Assemble all lines in which the string "React" appears.

— BEGIN Dataset content —

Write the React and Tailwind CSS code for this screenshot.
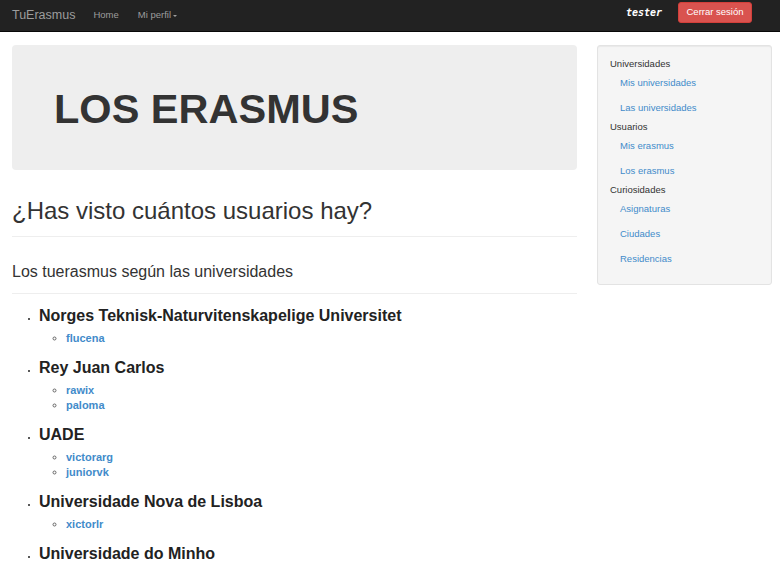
import React from 'react';

const sidebar = [
  { title: 'Universidades', links: ['Mis universidades', 'Las universidades'] },
  { title: 'Usuarios', links: ['Mis erasmus', 'Los erasmus'] },
  { title: 'Curiosidades', links: ['Asignaturas', 'Ciudades', 'Residencias'] },
];

const universidades = [
  { name: 'Norges Teknisk-Naturvitenskapelige Universitet', users: ['flucena'] },
  { name: 'Rey Juan Carlos', users: ['rawix', 'paloma'] },
  { name: 'UADE', users: ['victorarg', 'juniorvk'] },
  { name: 'Universidade Nova de Lisboa', users: ['xictorlr'] },
  { name: 'Universidade do Minho', users: [] },
];

const Navbar = () => (
  <div className="h-[32px] bg-[#222222] border-b border-[#080808] flex items-center pl-[12px] pr-[28px]">
    <span className="text-[12.5px] text-[#9d9d9d] mr-[18px]">TuErasmus</span>
    <span className="text-[9.5px] text-[#9d9d9d] mr-[19px]">Home</span>
    <span className="text-[9.5px] text-[#9d9d9d] flex items-center">
      Mi perfil
      <span className="ml-[2px] inline-block w-0 h-0 border-l-[2.5px] border-r-[2.5px] border-t-[2.5px] border-l-transparent border-r-transparent border-t-[#9d9d9d]" />
    </span>
    <div className="flex-1" />
    <span className="font-['DejaVu_Sans_Mono',monospace] italic font-bold text-[10px] text-white mr-[16px] -mt-[6px]">
      tester
    </span>
    <button className="h-[21px] w-[74px] -mt-[7px] rounded-[3px] bg-[#d9534f] border border-[#d43f3a] text-white text-[9.5px]">
      Cerrar sesión
    </button>
  </div>
);

const Sidebar = () => (
  <div className="self-start w-[175px] shrink-0 bg-[#f5f5f5] border border-[#e3e3e3] rounded-[3px] pt-[11px] pb-[13px] pl-[12px] shadow-[inset_0_1px_1px_rgba(0,0,0,0.05)]">
    {sidebar.map((s) => (
      <div key={s.title}>
        <div className="h-[13px] leading-[13px] text-[9.5px] text-[#333333]">{s.title}</div>
        {s.links.map((l) => (
          <div key={l} className="h-[25px] leading-[25px] pl-[10px] text-[9.5px] text-[#428bca]">
            {l}
          </div>
        ))}
      </div>
    ))}
  </div>
);

export default function App() {
  return (
    <div className="w-[780px] h-[572px] overflow-hidden bg-white font-['Liberation_Sans',Arial,sans-serif] text-[#333333]">
      <Navbar />
      <div className="flex gap-[20px] pl-[12px] pr-[8px] pt-[13px]">
        <div className="flex-1 min-w-0">
          <div className="h-[125px] bg-[#eeeeee] rounded-[4px] flex items-center pl-[42px]">
            <h1 className="text-[41.5px] font-bold text-[#333333] leading-none pt-[3px]">LOS ERASMUS</h1>
          </div>
          <h2 className="mt-[28px] text-[24px] leading-[26px] text-[#333333]">¿Has visto cuántos usuarios hay?</h2>
          <div className="mt-[12px] border-t border-[#eeeeee]" />
          <div className="mt-[26px] text-[16px] leading-[18px] text-[#333333]">Los tuerasmus según las universidades</div>
          <div className="mt-[12px] border-t border-[#eeeeee]" />
          <ul className="list-disc pl-[27px] text-[7px] text-[#222222]">
            {universidades.map((u) => (
              <li key={u.name}>
                <h4 className="mt-[13px] mb-[6px] text-[16px] leading-[18px] font-bold text-[#222222]">{u.name}</h4>
                {u.users.length > 0 && (
                  <ul className="list-[circle] pl-[27px] text-[#666666]">
                    {u.users.map((n) => (
                      <li key={n} className="text-[10px] leading-[15px] h-[15px]">
                        <span className="text-[11px] leading-[15px] font-bold text-[#428bca]">{n}</span>
                      </li>
                    ))}
                  </ul>
                )}
              </li>
            ))}
          </ul>
        </div>
        <Sidebar />
      </div>
    </div>
  );
}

— END Dataset content —

▶ [Task output]
Write the React and Tailwind CSS code for this screenshot.
import React from 'react';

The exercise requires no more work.